Isn't it just like me to update once every 3 months. I even forgot what the title of this blog was!
Sigh. So much for being "consistent".
But forgive me, dear journal. I have been fighting to regain control over life in general. It's been a cosy 6 months since I've been home. I've put on so much weight, its not funny. I've been struggling to control my nafsu because being overweight is not just aesthetically displeasing; it is also very unhealthy. If anything, I hate being unhealthy much much more that I'll ever hate being fat. So yes, trying to keep my desires in check now please.
Work is steadily taking up 80% of my time, my weeknights, my weekends; constantly infiltrating my dreams and thoughts and holidays (if any). Orang muda kena kerja kuat, said my boss. Orang muda kena gigih berjasa kepada negara. I remind myself everyday that I shouldn't be complaining about work when this is what I chose to do.
Writing about work is something I'll do another day. Instead, I need to figure out if I can keep up with blogging. For me it takes a lot of effort because I put in a lot of effort in writing these posts. Pitfalls of being academically trained in writing - you tend to read and reread and reread everything you write to make sure it flows well and is appropriately analytical and isn't redundant and doesn't unintentionally offend anyone. The impact of this is that it takes me half an hour to write and edit a single paragraph -_-" Sometimes I'll write something and think, ok wait thats no good. *Proceeds to delete whole paragraph.* Haihhh. Waste of my bloody half an hour, I tell ya.
I've mentioned before that I intend for this blog to be an archive of my memories and experiences. But lets face it, that's quite a heavy theme for an inconsistent blogger like me. Sometimes I'd be excited to start writing something, but then the excitement would die about a quarter way through as soon as I remember that I'd need to think hard to actually remember those memories and experiences. Not to mention the need to edit a gazillion pictures for the post. So yeah, I've been trying to find ways to make blogging a lighter experience for me.

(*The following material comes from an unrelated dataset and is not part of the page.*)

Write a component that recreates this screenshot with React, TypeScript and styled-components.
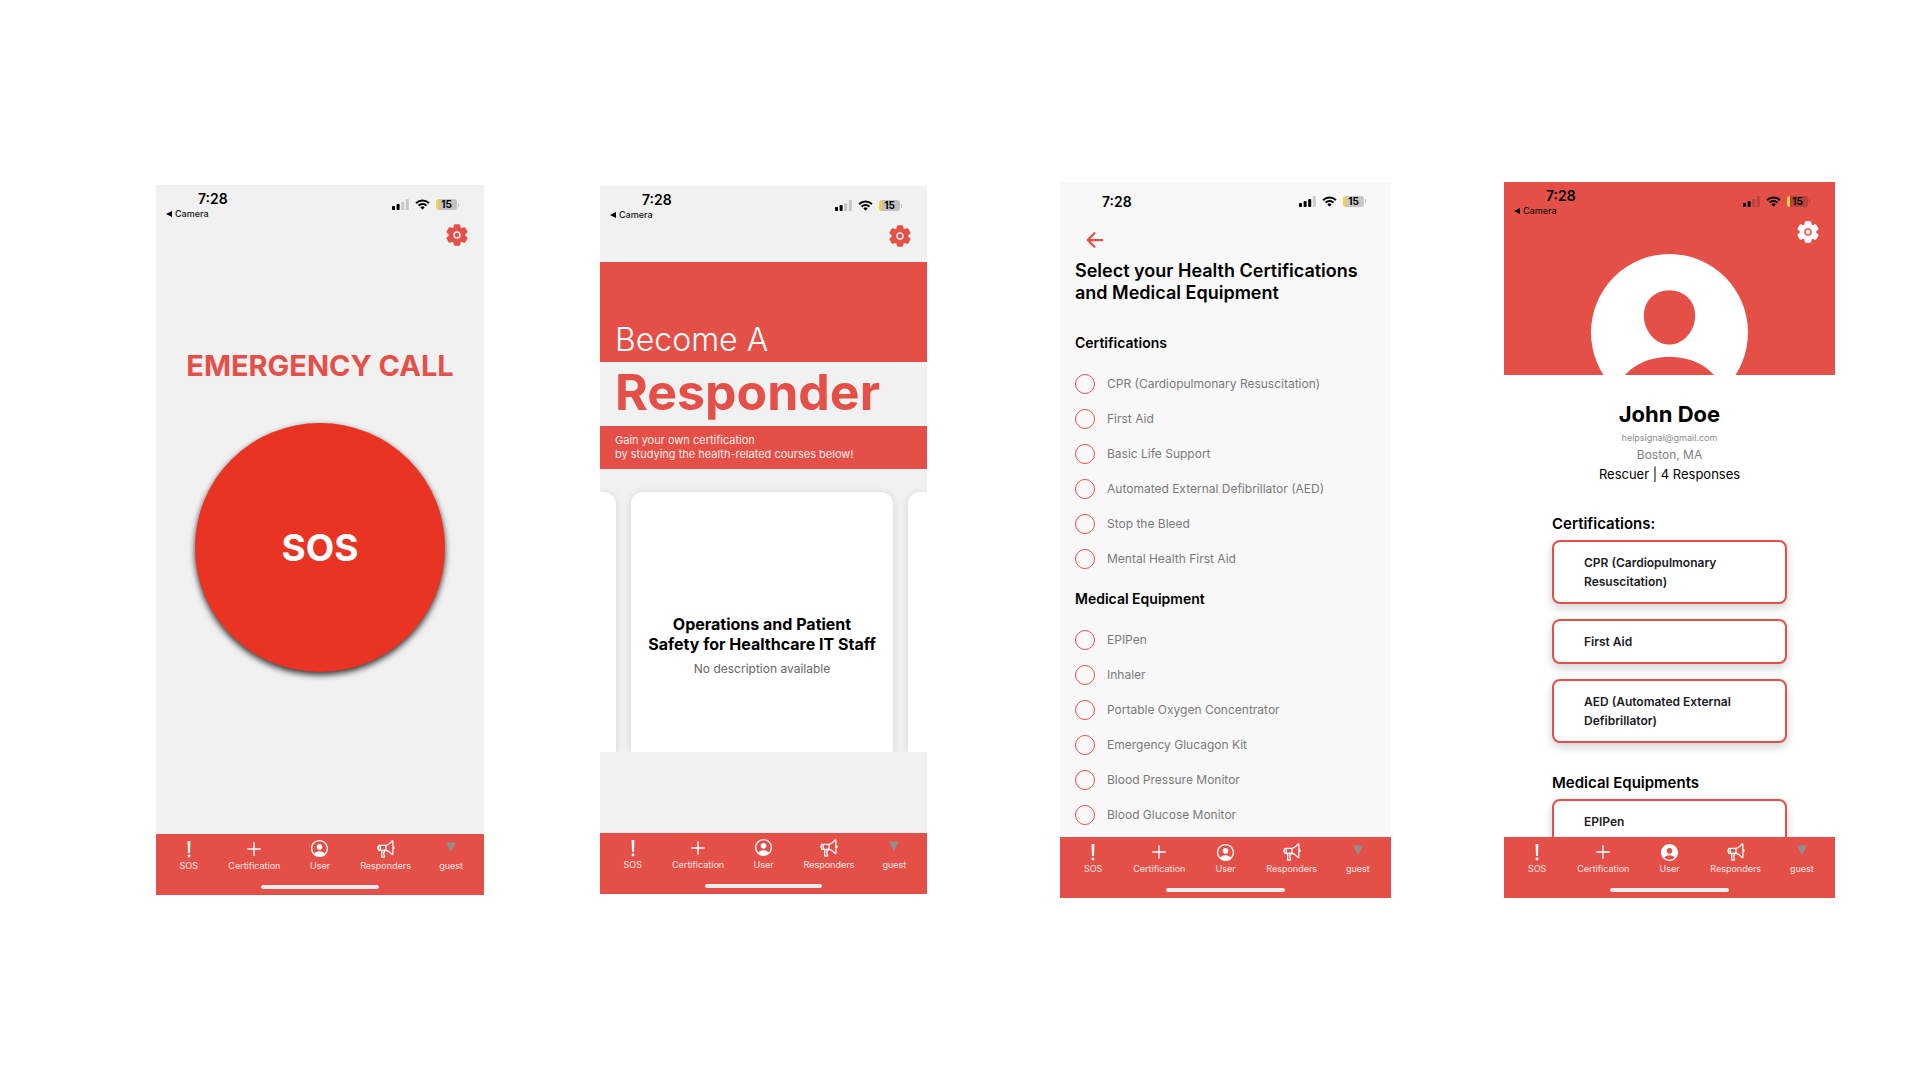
import React from "react";
import styled, { createGlobalStyle } from "styled-components";
import {
  IoArrowBack,
  IoMegaphoneOutline,
  IoPersonCircle,
  IoPersonCircleOutline,
  IoSettings,
} from "react-icons/io5";

const RED = "#e45048";
const GREY = "#f1f1f1";

const GlobalStyle = createGlobalStyle`
  *, *::before, *::after { box-sizing: border-box; }
  body {
    margin: 0;
    background: #fff;
    color: #000;
    font-family: Inter, "Liberation Sans", sans-serif;
  }
  h1, h2, h3, p, ul { margin: 0; padding: 0; }
  ul { list-style: none; }
  button { border: 0; padding: 0; background: none; font-family: inherit; cursor: pointer; }
`;

const Board = styled.main`
  min-height: 100vh;
  padding: 0 85px 0 156px;
  display: grid;
  grid-template-columns: 444fr 460fr 444fr 331fr;
  align-items: center;
`;

const Phone = styled.section<{ $width: number; $bg: string }>`
  width: ${(p) => p.$width}px;
  aspect-ratio: 1170 / 2532;
  background: ${(p) => p.$bg};
  display: flex;
  flex-direction: column;
  overflow: hidden;
`;

const Body = styled.div`
  flex: 1;
  min-height: 0;
  overflow: hidden;
  display: flex;
  flex-direction: column;
`;

/* ---------- status bar ---------- */

const StatusRow = styled.div`
  flex: none;
  height: 36px;
  padding: 0 25px 0 10px;
  display: flex;
  justify-content: space-between;
  align-items: flex-start;
`;

const Clock = styled.div<{ $low: boolean }>`
  padding-top: ${(p) => (p.$low ? 12 : 6)}px;
  display: flex;
  flex-direction: column;
  gap: 1px;
`;

const Time = styled.time`
  padding-left: 32px;
  font-size: 14px;
  font-weight: 600;
  line-height: 16px;
`;

const BackToApp = styled.a`
  display: flex;
  align-items: center;
  gap: 3px;
  color: #111;
  font-size: 9px;
  font-weight: 500;
  line-height: 12px;
  text-decoration: none;
`;

const Indicators = styled.div`
  padding-top: 14px;
  display: flex;
  align-items: center;
  gap: 6px;
`;

const Battery = styled.div`
  display: flex;
  align-items: center;
  gap: 1px;
`;

const BatteryCell = styled.span`
  width: 21px;
  height: 11px;
  border-radius: 3px;
  background: linear-gradient(90deg, #f7ce46 3px, rgba(0, 0, 0, 0.2) 3px);
  font-size: 10px;
  font-weight: 700;
  line-height: 11px;
  text-align: center;
`;

const BatteryTip = styled.span`
  width: 1px;
  height: 4px;
  background: rgba(0, 0, 0, 0.2);
`;

function StatusBar({ bars, back = true }: { bars: number; back?: boolean }) {
  return (
    <StatusRow>
      <Clock $low={!back}>
        <Time>7:28</Time>
        {back && (
          <BackToApp href="#camera">
            <svg width="6" height="6" viewBox="0 0 6 6" aria-hidden="true">
              <path d="M6 0v6L0 3z" />
            </svg>
            Camera
          </BackToApp>
        )}
      </Clock>
      <Indicators>
        <svg width="17" height="11" viewBox="0 0 17 11" aria-hidden="true">
          {[4, 6, 8, 11].map((h, i) => (
            <rect
              key={h}
              x={i * 4.6}
              y={11 - h}
              width="3"
              height={h}
              rx="0.8"
              fillOpacity={i < bars ? 1 : 0.18}
            />
          ))}
        </svg>
        <svg width="15" height="11" viewBox="0 0 17 12" aria-hidden="true">
          <path d="M8.5 2.6c2.4 0 4.6.9 6.2 2.5.1.1.3.1.4 0l1.2-1.2c.1-.1.1-.3 0-.4a11.2 11.2 0 0 0-15.6 0c-.1.1-.1.3 0 .4l1.2 1.2c.1.1.3.1.4 0A8.9 8.9 0 0 1 8.5 2.6zm0 3.9c1.3 0 2.6.5 3.5 1.4.1.1.3.1.4 0l1.2-1.2c.1-.1.1-.3 0-.4a7.4 7.4 0 0 0-10.2 0c-.1.1-.1.3 0 .4l1.2 1.2c.1.1.3.1.4 0A5.1 5.1 0 0 1 8.5 6.5zm2.3 2.6c.1.1.1.3 0 .4l-2.1 2.1c-.1.1-.3.1-.4 0L6.2 9.5c-.1-.1-.1-.3 0-.4a3.5 3.5 0 0 1 4.6 0z" />
        </svg>
        <Battery>
          <BatteryCell>15</BatteryCell>
          <BatteryTip />
        </Battery>
      </Indicators>
    </StatusRow>
  );
}

/* ---------- settings row ---------- */

const Toolbar = styled.div<{ $color: string; $height: number }>`
  flex: none;
  height: ${(p) => p.$height}px;
  padding: 2px 15px 0;
  display: flex;
  justify-content: flex-end;
  align-items: flex-start;
  color: ${(p) => p.$color};
`;

const IconButton = styled.button`
  display: flex;
  color: inherit;
`;

function SettingsBar({ color = RED, height = 40 }: { color?: string; height?: number }) {
  return (
    <Toolbar $color={color} $height={height}>
      <IconButton aria-label="Settings">
        <IoSettings size={24} />
      </IconButton>
    </Toolbar>
  );
}

/* ---------- tab bar ---------- */

const Tabs = styled.nav`
  flex: none;
  height: 61px;
  padding-top: 5px;
  background: ${RED};
  display: flex;
  flex-direction: column;
  align-items: center;
  gap: 13px;
`;

const TabList = styled.ul`
  width: 100%;
  display: grid;
  grid-template-columns: repeat(5, 1fr);
`;

const Tab = styled.a`
  display: flex;
  flex-direction: column;
  align-items: center;
  gap: 1px;
  color: #fff;
  font-size: 9px;
  line-height: 12px;
  text-decoration: none;
`;

const TabIcon = styled.span`
  height: 20px;
  display: flex;
  align-items: center;
`;

const TabLabel = styled.span`
  color: #fde6e4;
`;

const HomeIndicator = styled.span`
  width: 36%;
  height: 4px;
  border-radius: 2px;
  background: #ededed;
`;

const ExclamationIcon = () => (
  <svg width="6" height="18" viewBox="0 0 6 18" fill="currentColor" aria-hidden="true">
    <path d="M1.6 1h2.8L4 13H2z" />
    <circle cx="3" cy="16" r="1.4" />
  </svg>
);

const PlusIcon = () => (
  <svg width="14" height="14" viewBox="0 0 14 14" stroke="currentColor" strokeWidth="1.4" aria-hidden="true">
    <path d="M7 .3v13.4M.3 7h13.4" />
  </svg>
);

const TriangleIcon = () => (
  <svg width="10" height="14" viewBox="0 0 10 14" fill="#8f8f8f" aria-hidden="true">
    <path d="M.3.5h9.400L5 10.300z" />
  </svg>
);

function TabBar({ userActive = false }: { userActive?: boolean }) {
  const UserIcon = userActive ? IoPersonCircle : IoPersonCircleOutline;
  const tabs = [
    { label: "SOS", icon: <ExclamationIcon /> },
    { label: "Certification", icon: <PlusIcon /> },
    { label: "User", icon: <UserIcon size={21} /> },
    { label: "Responders", icon: <IoMegaphoneOutline size={20} /> },
    { label: "guest", icon: <TriangleIcon /> },
  ];
  return (
    <Tabs>
      <TabList>
        {tabs.map((tab) => (
          <li key={tab.label}>
            <Tab href={`#${tab.label.toLowerCase()}`}>
              <TabIcon>{tab.icon}</TabIcon>
              <TabLabel>{tab.label}</TabLabel>
            </Tab>
          </li>
        ))}
      </TabList>
      <HomeIndicator />
    </Tabs>
  );
}

/* ---------- emergency screen ---------- */

const Emergency = styled(Body)`
  padding-top: 87px;
  align-items: center;
  gap: 39px;
`;

const EmergencyTitle = styled.h1`
  color: ${RED};
  font-size: 29px;
  font-weight: 700;
  line-height: 36px;
`;

const SosButton = styled.button`
  width: 76%;
  aspect-ratio: 1;
  flex: none;
  border-radius: 50%;
  background: #e93423;
  box-shadow: 0 3px 6px rgba(0, 0, 0, 0.8);
  color: #fff;
  font-size: 37px;
  font-weight: 700;
`;

function EmergencyScreen() {
  return (
    <Phone $width={328} $bg={GREY}>
      <StatusBar bars={2} />
      <SettingsBar />
      <Emergency>
        <EmergencyTitle>EMERGENCY CALL</EmergencyTitle>
        <SosButton>SOS</SosButton>
      </Emergency>
      <TabBar />
    </Phone>
  );
}

/* ---------- become a responder screen ---------- */

const BannerTop = styled.p`
  flex: none;
  padding: 58px 15px 2px;
  background: ${RED};
  color: #fff;
  font-size: 32px;
  font-weight: 300;
  line-height: 40px;
`;

const BannerTitle = styled.h1`
  flex: none;
  padding: 0 15px 4px;
  color: ${RED};
  font-size: 50px;
  font-weight: 700;
  line-height: 60px;
`;

const BannerNote = styled.p`
  flex: none;
  padding: 7px 15px 8px;
  background: ${RED};
  color: #fdeceb;
  font-size: 11px;
  line-height: 14px;
`;

const Carousel = styled.div`
  height: 283px;
  padding-top: 23px;
  display: grid;
  grid-template-columns: 16px 1fr 19px;
  gap: 15px;
  overflow: hidden;
`;

const Card = styled.article<{ $corners: string }>`
  padding-top: 122px;
  border-radius: ${(p) => p.$corners};
  background: #fff;
  box-shadow: 0 1px 8px rgba(0, 0, 0, 0.12);
  text-align: center;
`;

const CardTitle = styled.h2`
  font-size: 16px;
  font-weight: 700;
  line-height: 20px;
`;

const CardText = styled.p`
  margin-top: 7px;
  color: #666;
  font-size: 12px;
  line-height: 16px;
`;

function ResponderScreen() {
  return (
    <Phone $width={327} $bg={GREY}>
      <StatusBar bars={2} />
      <SettingsBar />
      <Body>
        <BannerTop>Become A</BannerTop>
        <BannerTitle>Responder</BannerTitle>
        <BannerNote>
          Gain your own certification
          <br />
          by studying the health-related courses below!
        </BannerNote>
        <Carousel>
          <Card $corners="0 12px 0 0" />
          <Card $corners="12px 12px 0 0">
            <CardTitle>
              Operations and Patient
              <br />
              Safety for Healthcare IT Staff
            </CardTitle>
            <CardText>No description available</CardText>
          </Card>
          <Card $corners="12px 0 0 0" />
        </Carousel>
      </Body>
      <TabBar />
    </Phone>
  );
}

/* ---------- selection screen ---------- */

const BackRow = styled.div`
  height: 42px;
  padding: 2px 23px 0;
  display: flex;
  align-items: center;
  color: ${RED};
`;

const FormTitle = styled.h1`
  padding: 0 15px;
  font-size: 18px;
  font-weight: 600;
  line-height: 22px;
`;

const Group = styled.fieldset<{ $space: number }>`
  margin: ${(p) => p.$space}px 0 0;
  padding: 0 15px;
  border: 0;
`;

const GroupTitle = styled.legend`
  margin-bottom: 14px;
  padding: 0;
  font-size: 14px;
  font-weight: 600;
  line-height: 20px;
`;

const Option = styled.label`
  height: 35px;
  display: flex;
  align-items: center;
  gap: 12px;
  color: #7a7a7a;
  font-size: 12px;
  line-height: 16px;
`;

const Check = styled.input`
  appearance: none;
  width: 20px;
  height: 20px;
  margin: 0;
  border: 1px solid ${RED};
  border-radius: 50%;
  &:checked { background: ${RED}; }
`;

const CERTIFICATIONS = [
  "CPR (Cardiopulmonary Resuscitation)",
  "First Aid",
  "Basic Life Support",
  "Automated External Defibrillator (AED)",
  "Stop the Bleed",
  "Mental Health First Aid",
];

const EQUIPMENT = [
  "EPIPen",
  "Inhaler",
  "Portable Oxygen Concentrator",
  "Emergency Glucagon Kit",
  "Blood Pressure Monitor",
  "Blood Glucose Monitor",
];

function OptionGroup({ title, items, space }: { title: string; items: string[]; space: number }) {
  return (
    <Group $space={space}>
      <GroupTitle>{title}</GroupTitle>
      {items.map((item) => (
        <Option key={item}>
          <Check type="checkbox" />
          {item}
        </Option>
      ))}
    </Group>
  );
}

function SelectionScreen() {
  return (
    <Phone $width={331} $bg="#f8f8f8">
      <StatusBar bars={3} back={false} />
      <Body>
        <BackRow>
          <IconButton aria-label="Back">
            <IoArrowBack size={24} />
          </IconButton>
        </BackRow>
        <FormTitle>
          Select your Health Certifications
          <br />
          and Medical Equipment
        </FormTitle>
        <OptionGroup title="Certifications" items={CERTIFICATIONS} space={29} />
        <OptionGroup title="Medical Equipment" items={EQUIPMENT} space={12} />
      </Body>
      <TabBar />
    </Phone>
  );
}

/* ---------- profile screen ---------- */

const Hero = styled.header`
  flex: none;
  height: 193px;
  background: ${RED};
  overflow: hidden;
`;

const Avatar = styled.svg`
  display: block;
  width: 157px;
  height: 157px;
  margin: 0 auto;
  fill: #fff;
`;

const Identity = styled.div`
  padding-top: 25px;
  display: flex;
  flex-direction: column;
  align-items: center;
`;

const Name = styled.h1`
  margin-bottom: 2px;
  font-size: 22px;
  font-weight: 700;
  line-height: 28px;
`;

const Email = styled.a`
  color: #8c8c8c;
  font-size: 9px;
  line-height: 16px;
  text-decoration: none;
`;

const City = styled.p`
  color: #808080;
  font-size: 12px;
  line-height: 18px;
`;

const Role = styled.p`
  font-size: 13px;
  line-height: 20px;
`;

const ProfileSection = styled.section`
  flex: none;
  margin-top: 30px;
  padding: 0 48px;
`;

const SectionTitle = styled.h2`
  margin-bottom: 6px;
  font-size: 15px;
  font-weight: 600;
  line-height: 20px;
`;

const BadgeList = styled.ul`
  display: flex;
  flex-direction: column;
  gap: 15px;
`;

const BadgeItem = styled.li`
  padding: 11px 30px;
  border: 2px solid ${RED};
  border-radius: 8px;
  background: #fff;
  box-shadow: 0 4px 10px rgba(0, 0, 0, 0.18);
  color: #1a1a1f;
  font-size: 12px;
  font-weight: 600;
  line-height: 19px;
`;

function BadgeSection({ title, items }: { title: string; items: string[] }) {
  return (
    <ProfileSection>
      <SectionTitle>{title}</SectionTitle>
      <BadgeList>
        {items.map((item) => (
          <BadgeItem key={item}>{item}</BadgeItem>
        ))}
      </BadgeList>
    </ProfileSection>
  );
}

function ProfileScreen() {
  return (
    <Phone $width={331} $bg="#fff">
      <Hero>
        <StatusBar bars={2} />
        <SettingsBar color="#fff" height={36} />
        <Avatar viewBox="48 48 416 416" role="img" aria-label="Profile picture">
          <path
            fillRule="evenodd"
            d="M256 48a208 208 0 1 0 0 416 208 208 0 0 0 0-416zm0 96c19.7 0 37.4 7.4 50.1 20.9 12.9 13.7 19.2 32.1 17.7 51.9C320.8 256 290.5 288 256 288s-64.9-32-67.8-71.3c-1.5-19.9 4.8-38.3 17.6-51.9C218.4 151.4 236.3 144 256 144zm0 288a175.5 175.5 0 0 1-126-53.2 123 123 0 0 1 35.1-33.4C190.6 329 222.9 320 256 320s65.4 9 90.9 25.3a122.8 122.8 0 0 1 35.1 33.5A175.5 175.5 0 0 1 256 432z"
          />
        </Avatar>
      </Hero>
      <Body>
        <Identity>
          <Name>John Doe</Name>
          <Email href="mailto:helpsignal@gmail.com">helpsignal@gmail.com</Email>
          <City>Boston, MA</City>
          <Role>Rescuer | 4 Responses</Role>
        </Identity>
        <BadgeSection
          title="Certifications:"
          items={[
            "CPR (Cardiopulmonary Resuscitation)",
            "First Aid",
            "AED (Automated External Defibrillator)",
          ]}
        />
        <BadgeSection title="Medical Equipments" items={["EPIPen"]} />
      </Body>
      <TabBar userActive />
    </Phone>
  );
}

export default function App() {
  return (
    <>
      <GlobalStyle />
      <Board>
        <EmergencyScreen />
        <ResponderScreen />
        <SelectionScreen />
        <ProfileScreen />
      </Board>
    </>
  );
}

All throughout the time I've been keeping this blog vacant, I have been happily blogwalking and surfing through Malaysia's most popular blogspots (and blogshops! :D :D :D). I wanted a feel of what the Malaysian youths were writing about in their blogs, which style of writing was most common, what kind of topics the youth were out to discuss. I've subsequently discovered that there has been a recent outburst of fashion bloggers, and an increasingly widening audience to this genre. Apparently the most popular blogging styles were ones that involved minimal writing and heaped on lots of pretty pictures of pretty girls. (Minimal writing = minimal time deleting paragraphs = happy blogger).
Despite major criticism from people who think fashion blogging is 'bimbo blogging', I don't think its necessarily a bad thing. For one, I have found great inspiration in revamping my wardrobe based on classy young lady bloggers. As a student I was always just a t-shirt-and-jeans girl without much thought for fashion (plus the fact that I was constantly broke). However, as a corporate businesswoman (aicecehhh), I wanted to exude a bit more elegance. I rejoice in meeting hijabis in the blogosphere who embrace individuality while staying perfectly modest.
Then again, there is the fine line between being fashionable and being a fashion victim. I have witnessed too many people lose themselves in other people's identities for the sake of fashion. Trying too hard to be mainstream, I think? To be popular, to be desired, to have lots and lots of followers and admirers.
So the dilemma is; do I jump into the bandwagon and dip my toes into fashion blogging? It would be easy. I'd only need to take pictures of my (supposedly) pretty clothes. No heavy, intense organizing and re-organizing of thoughts. I could update by uploading my 'outfit of the day'. I could give out tips of fashion do's and dont's. Hmmm..
Alas, after laughing at myself for several hours, the answer is a big fat no.
Not only would I be making a fool out of myself since I am in no way a fashionable person, I would also be a victim of peer pressure. And really, what was my reason for blogging in the first place anyway? To imitate what other people were doing? No, Izza, it was not. Please slap yourself now. Stop being such an indecisive quarter-life-crisis person.
Anyway, I've decided to just wing it - a mix of light stuff and intense stuff here and there. Maybe a post on an outfit that I like, maybe a post on discovering my faith, maybe a post on happy memories, and maybe another post on another outfit that I like. But I've got to keep writing. Its actually really therapeutic :) Feels great to look back once in a while and read what I was thinking a few days, weeks, or months ago. Remembering what it is/was like to be me.
So. Here's to trying to post something up a bit more frequently than once every 3 months. Wish me luck.
Loves.
P/S: I've figured out why I'm so uptight with writing stuff. I have OCD.
PP/S: Sorry for the lack of pictures. Lazy. Yeah I know.